-- Start INFORMATION SUPPLIED --
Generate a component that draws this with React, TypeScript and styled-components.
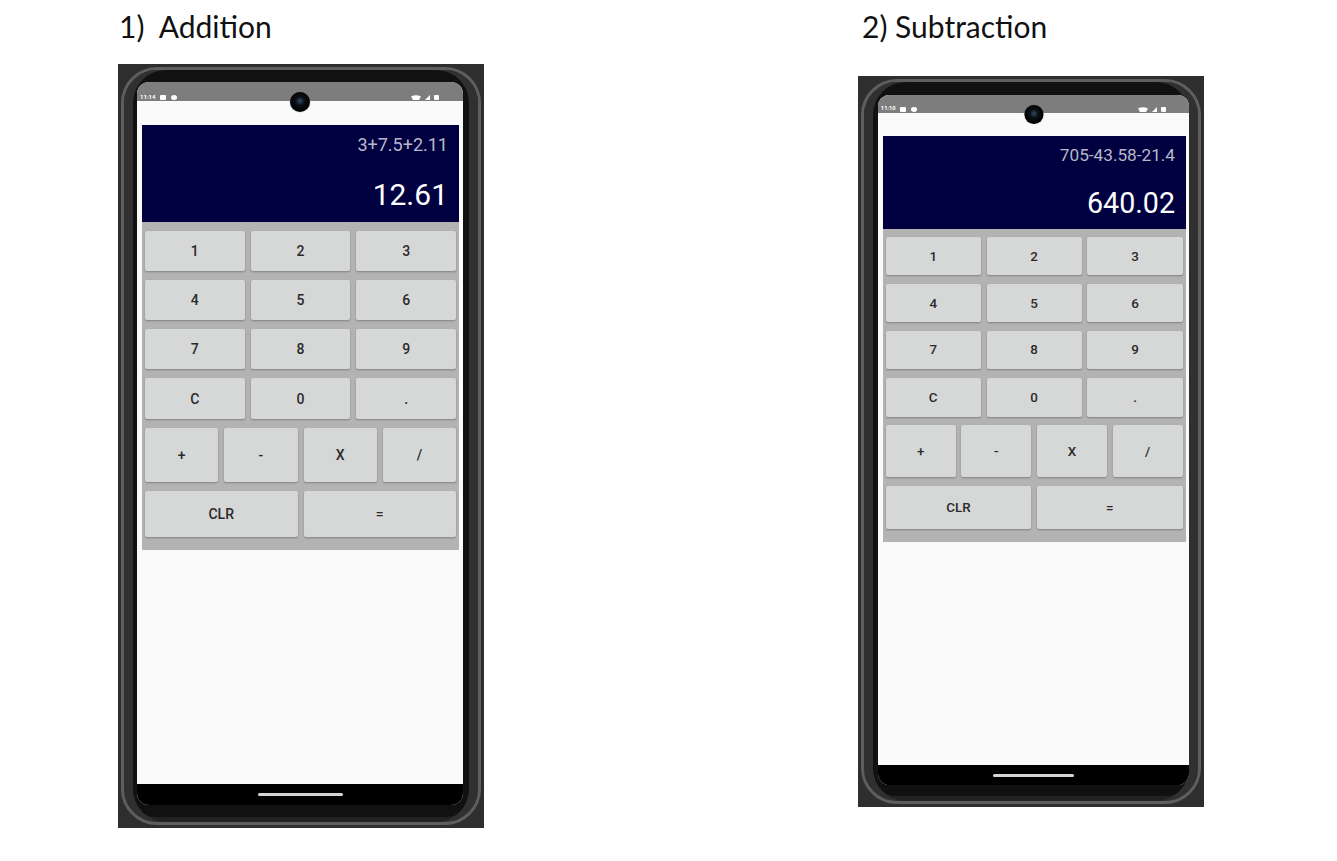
-- End INFORMATION SUPPLIED --
-- Start INFORMATION SUPPLIED --
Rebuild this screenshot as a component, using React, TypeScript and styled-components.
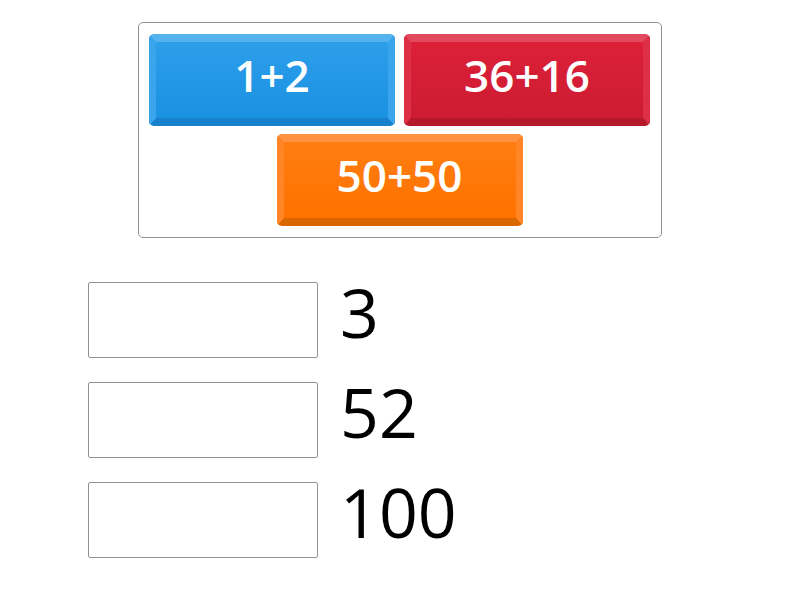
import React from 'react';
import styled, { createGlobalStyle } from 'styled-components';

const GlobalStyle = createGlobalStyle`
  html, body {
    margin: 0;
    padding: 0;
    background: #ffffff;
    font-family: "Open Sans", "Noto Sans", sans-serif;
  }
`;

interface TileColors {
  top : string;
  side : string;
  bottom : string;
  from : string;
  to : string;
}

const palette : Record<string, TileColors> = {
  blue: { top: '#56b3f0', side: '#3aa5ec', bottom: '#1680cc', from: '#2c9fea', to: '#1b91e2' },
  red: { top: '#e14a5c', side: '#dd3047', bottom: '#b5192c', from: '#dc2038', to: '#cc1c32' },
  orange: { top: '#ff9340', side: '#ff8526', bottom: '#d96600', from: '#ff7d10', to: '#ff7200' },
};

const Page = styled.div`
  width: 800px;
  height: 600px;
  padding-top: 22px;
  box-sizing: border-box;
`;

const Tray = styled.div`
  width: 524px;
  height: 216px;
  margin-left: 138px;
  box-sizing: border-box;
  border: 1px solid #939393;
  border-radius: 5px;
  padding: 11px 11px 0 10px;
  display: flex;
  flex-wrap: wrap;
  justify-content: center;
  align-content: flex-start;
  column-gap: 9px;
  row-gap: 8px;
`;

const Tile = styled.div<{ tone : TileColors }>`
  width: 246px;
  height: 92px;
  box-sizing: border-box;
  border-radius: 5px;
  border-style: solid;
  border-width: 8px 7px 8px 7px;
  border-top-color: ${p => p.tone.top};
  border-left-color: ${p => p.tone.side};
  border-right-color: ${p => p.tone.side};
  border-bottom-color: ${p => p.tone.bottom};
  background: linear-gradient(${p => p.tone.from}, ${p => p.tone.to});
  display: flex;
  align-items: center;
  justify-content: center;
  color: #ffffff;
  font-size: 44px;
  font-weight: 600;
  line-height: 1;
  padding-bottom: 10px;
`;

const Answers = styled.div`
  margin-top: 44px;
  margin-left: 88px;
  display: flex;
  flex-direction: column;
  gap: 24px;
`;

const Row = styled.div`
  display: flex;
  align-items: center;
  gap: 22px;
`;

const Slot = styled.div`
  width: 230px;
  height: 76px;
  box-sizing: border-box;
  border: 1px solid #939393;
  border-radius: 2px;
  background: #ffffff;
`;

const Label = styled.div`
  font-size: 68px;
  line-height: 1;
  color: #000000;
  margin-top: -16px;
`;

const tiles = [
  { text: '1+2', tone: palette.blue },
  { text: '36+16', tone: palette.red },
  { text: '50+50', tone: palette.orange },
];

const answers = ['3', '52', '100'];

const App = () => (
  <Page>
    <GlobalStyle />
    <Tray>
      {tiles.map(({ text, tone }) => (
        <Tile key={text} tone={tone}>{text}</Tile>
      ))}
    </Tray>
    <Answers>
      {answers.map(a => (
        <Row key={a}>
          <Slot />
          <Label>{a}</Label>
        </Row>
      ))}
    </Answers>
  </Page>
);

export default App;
-- End INFORMATION SUPPLIED --
Using the material above, state how many lines include the string "TypeScript". Answer with a single number.

2